* _Requirement_:
Transcribe each line of the material as it is, and drop any picture.

* _Data_:
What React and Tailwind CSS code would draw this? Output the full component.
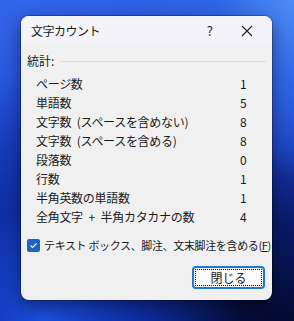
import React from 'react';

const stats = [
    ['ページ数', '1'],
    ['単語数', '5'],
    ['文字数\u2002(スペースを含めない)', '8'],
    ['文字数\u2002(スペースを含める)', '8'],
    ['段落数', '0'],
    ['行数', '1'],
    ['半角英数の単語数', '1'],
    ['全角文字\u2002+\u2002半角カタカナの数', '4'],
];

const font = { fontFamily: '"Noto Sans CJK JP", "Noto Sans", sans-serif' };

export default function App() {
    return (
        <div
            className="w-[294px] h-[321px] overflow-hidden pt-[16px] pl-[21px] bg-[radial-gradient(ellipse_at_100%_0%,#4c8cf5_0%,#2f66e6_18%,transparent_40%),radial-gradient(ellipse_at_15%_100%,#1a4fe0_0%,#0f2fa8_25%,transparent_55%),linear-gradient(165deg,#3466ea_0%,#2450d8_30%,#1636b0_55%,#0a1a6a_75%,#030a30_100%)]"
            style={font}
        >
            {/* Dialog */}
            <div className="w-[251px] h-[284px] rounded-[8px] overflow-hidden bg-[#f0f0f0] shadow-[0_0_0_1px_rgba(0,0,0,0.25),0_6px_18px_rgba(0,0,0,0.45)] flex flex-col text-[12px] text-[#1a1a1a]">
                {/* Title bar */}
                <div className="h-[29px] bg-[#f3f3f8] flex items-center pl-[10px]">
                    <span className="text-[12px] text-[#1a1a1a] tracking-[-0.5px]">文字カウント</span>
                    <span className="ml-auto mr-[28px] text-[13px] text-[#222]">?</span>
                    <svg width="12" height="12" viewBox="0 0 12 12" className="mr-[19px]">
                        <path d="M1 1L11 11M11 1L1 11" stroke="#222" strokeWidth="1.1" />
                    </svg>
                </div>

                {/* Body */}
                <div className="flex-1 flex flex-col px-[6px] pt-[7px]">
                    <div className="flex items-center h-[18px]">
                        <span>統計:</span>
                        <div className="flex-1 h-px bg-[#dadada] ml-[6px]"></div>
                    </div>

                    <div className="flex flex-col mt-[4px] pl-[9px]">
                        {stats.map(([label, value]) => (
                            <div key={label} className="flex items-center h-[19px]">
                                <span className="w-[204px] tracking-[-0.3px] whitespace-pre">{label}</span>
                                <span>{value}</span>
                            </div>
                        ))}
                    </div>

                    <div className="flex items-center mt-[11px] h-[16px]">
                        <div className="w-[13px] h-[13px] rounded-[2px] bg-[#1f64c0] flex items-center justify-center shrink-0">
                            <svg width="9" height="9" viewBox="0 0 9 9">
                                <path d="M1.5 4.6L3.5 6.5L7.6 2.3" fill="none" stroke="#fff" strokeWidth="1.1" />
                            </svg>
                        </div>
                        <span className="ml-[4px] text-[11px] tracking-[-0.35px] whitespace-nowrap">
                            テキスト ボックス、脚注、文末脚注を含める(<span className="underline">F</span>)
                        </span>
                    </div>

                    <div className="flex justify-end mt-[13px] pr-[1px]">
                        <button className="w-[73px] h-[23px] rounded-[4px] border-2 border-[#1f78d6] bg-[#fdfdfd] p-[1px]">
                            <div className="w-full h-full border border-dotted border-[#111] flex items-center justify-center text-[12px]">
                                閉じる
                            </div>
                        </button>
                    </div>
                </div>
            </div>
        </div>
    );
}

* _Result_:
What React and Tailwind CSS code would draw this? Output the full component.
import React from 'react';

const stats = [
    ['ページ数', '1'],
    ['単語数', '5'],
    ['文字数\u2002(スペースを含めない)', '8'],
    ['文字数\u2002(スペースを含める)', '8'],
    ['段落数', '0'],
    ['行数', '1'],
    ['半角英数の単語数', '1'],
    ['全角文字\u2002+\u2002半角カタカナの数', '4'],
];

const font = { fontFamily: '"Noto Sans CJK JP", "Noto Sans", sans-serif' };

export default function App() {
    return (
        <div
            className="w-[294px] h-[321px] overflow-hidden pt-[16px] pl-[21px] bg-[radial-gradient(ellipse_at_100%_0%,#4c8cf5_0%,#2f66e6_18%,transparent_40%),radial-gradient(ellipse_at_15%_100%,#1a4fe0_0%,#0f2fa8_25%,transparent_55%),linear-gradient(165deg,#3466ea_0%,#2450d8_30%,#1636b0_55%,#0a1a6a_75%,#030a30_100%)]"
            style={font}
        >
            {/* Dialog */}
            <div className="w-[251px] h-[284px] rounded-[8px] overflow-hidden bg-[#f0f0f0] shadow-[0_0_0_1px_rgba(0,0,0,0.25),0_6px_18px_rgba(0,0,0,0.45)] flex flex-col text-[12px] text-[#1a1a1a]">
                {/* Title bar */}
                <div className="h-[29px] bg-[#f3f3f8] flex items-center pl-[10px]">
                    <span className="text-[12px] text-[#1a1a1a] tracking-[-0.5px]">文字カウント</span>
                    <span className="ml-auto mr-[28px] text-[13px] text-[#222]">?</span>
                    <svg width="12" height="12" viewBox="0 0 12 12" className="mr-[19px]">
                        <path d="M1 1L11 11M11 1L1 11" stroke="#222" strokeWidth="1.1" />
                    </svg>
                </div>

                {/* Body */}
                <div className="flex-1 flex flex-col px-[6px] pt-[7px]">
                    <div className="flex items-center h-[18px]">
                        <span>統計:</span>
                        <div className="flex-1 h-px bg-[#dadada] ml-[6px]"></div>
                    </div>

                    <div className="flex flex-col mt-[4px] pl-[9px]">
                        {stats.map(([label, value]) => (
                            <div key={label} className="flex items-center h-[19px]">
                                <span className="w-[204px] tracking-[-0.3px] whitespace-pre">{label}</span>
                                <span>{value}</span>
                            </div>
                        ))}
                    </div>

                    <div className="flex items-center mt-[11px] h-[16px]">
                        <div className="w-[13px] h-[13px] rounded-[2px] bg-[#1f64c0] flex items-center justify-center shrink-0">
                            <svg width="9" height="9" viewBox="0 0 9 9">
                                <path d="M1.5 4.6L3.5 6.5L7.6 2.3" fill="none" stroke="#fff" strokeWidth="1.1" />
                            </svg>
                        </div>
                        <span className="ml-[4px] text-[11px] tracking-[-0.35px] whitespace-nowrap">
                            テキスト ボックス、脚注、文末脚注を含める(<span className="underline">F</span>)
                        </span>
                    </div>

                    <div className="flex justify-end mt-[13px] pr-[1px]">
                        <button className="w-[73px] h-[23px] rounded-[4px] border-2 border-[#1f78d6] bg-[#fdfdfd] p-[1px]">
                            <div className="w-full h-full border border-dotted border-[#111] flex items-center justify-center text-[12px]">
                                閉じる
                            </div>
                        </button>
                    </div>
                </div>
            </div>
        </div>
    );
}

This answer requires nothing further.